— Я слепну! Зажгите свечу! — несколько раз уже готова была заорать. Загоняла крик вглубь горла. Удивлялась самой себе. Вцеплялась в руку мужа. Училась называть его по имени.
— Себастьян...
Как непривычно это звучало!
Рассвет обязательно настанет. Ломит, болит уставшее тело, голова лежит на груди барона — ужасно неудобной, зато щекой можно слышать биение его сердца. Наверное, ему тоже неудобно — ерзает, шевелит плечами, но упорно не разжимает сцепленных на Аделаиде рук. Не дает уснуть, будит, едва дрема коснется растревоженной головы, а ведь тьма с внутренней стороны век куда добрее тьмы в распахнутых глазах. Впрочем, Адель и сама не особенно хочет заснуть — ведь тогда быстро-быстро придет рассвет, солнышко, ясность... неизвестное будущее в доме темного мага, где сгинули уже четыре, а может, кто там знает, и гораздо больше женщин...
А пока его голос, тихий и теплый, рассказывает о первом в жизни плавании — в далекую Индию, о морской болезни и впервые увиденном вблизи шторме, против которого и магия оказалась бессильна... О том, как он, едва удерживаясь на вставшей дыбом мокрой палубе, тщетно пытался понять смысл слаженных действий моряков и выдумывал морской амулет-оберег на случай подобных передряг, для себя и для брата, вычислял — это помогало не впасть в панику... Когда он ненадолго умолкнет, начнет рассказ Адель — как, совсем ребенком, подкладывала болеющим маме и Бьянке орешки и уверяла, что они — волшебное лекарство, которое принесли феи, и почти сама в это верила... Пьяный месье Моро, образец благонравия, однажды горланил на всю деревню неприличные песенки, его жена и дочки, причитая, заламывали руки, и только младшенькая подпевала... Отец потерял вырученные за портрет деньги и очень горевал, а потом оказалось, это Бося кошелек украл! А еще шпиц разодрал папину картину и Аделаида нарисовала новую — как шпиц дерет картину, а самого шпица не рисовала — шерсти настригла и приклеила... Скучные, незначительные мелочи, бесценные теперь! Мамины розы и белая стена дома встают перед глазами, будто вьявь...

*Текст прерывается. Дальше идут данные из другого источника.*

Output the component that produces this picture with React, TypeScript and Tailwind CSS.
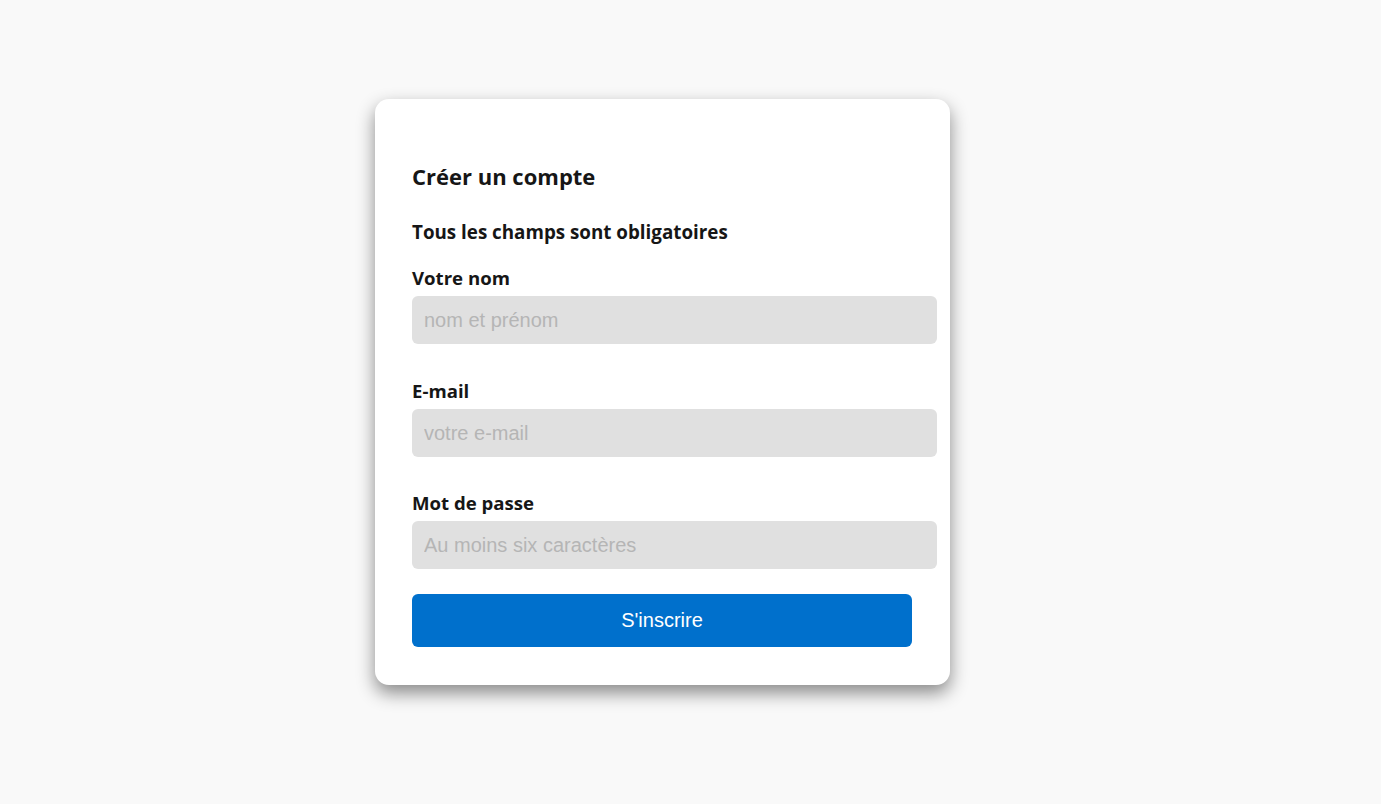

— Не спи... — шепчет барон.
Поворачивается на бок, но Аделаиду не выпускает. Гладит грудь, живот, щекочет плечо бородой. Так легко не думать о «завтра», когда все ощущения занимает «сейчас».
— Я вспомнила...
— Что?
— Вы обещали сбрить бороду. Развод...
Барон вроде как даже издал смешок, но вдруг стиснул руки так, что Адель охнула, пробормотал сквозь зубы ругательство какое-то...
— Что?
— Ничего. Спи.
— Вы же говорили не спать! Снова приступ?
— Нет. Ничего. Воспоминание.
— Расскажете?
— Когда-нибудь потом.
— А я поняла, почему вы даже свечу не захотели зажечь... — проворчала обиженная Аделаида сонно.
— Поделитесь догадками? — голос опять смягчился.
— Нет, — гордость не позволит такое ляпнуть. Зря и заговорила.
— Значит, придется пытать...
Адель всем врала, что не боится щекотки, но барону, видимо, не успела.
— А-аааа! Прекратите немедленно! Перестаньте! Пожалуйста!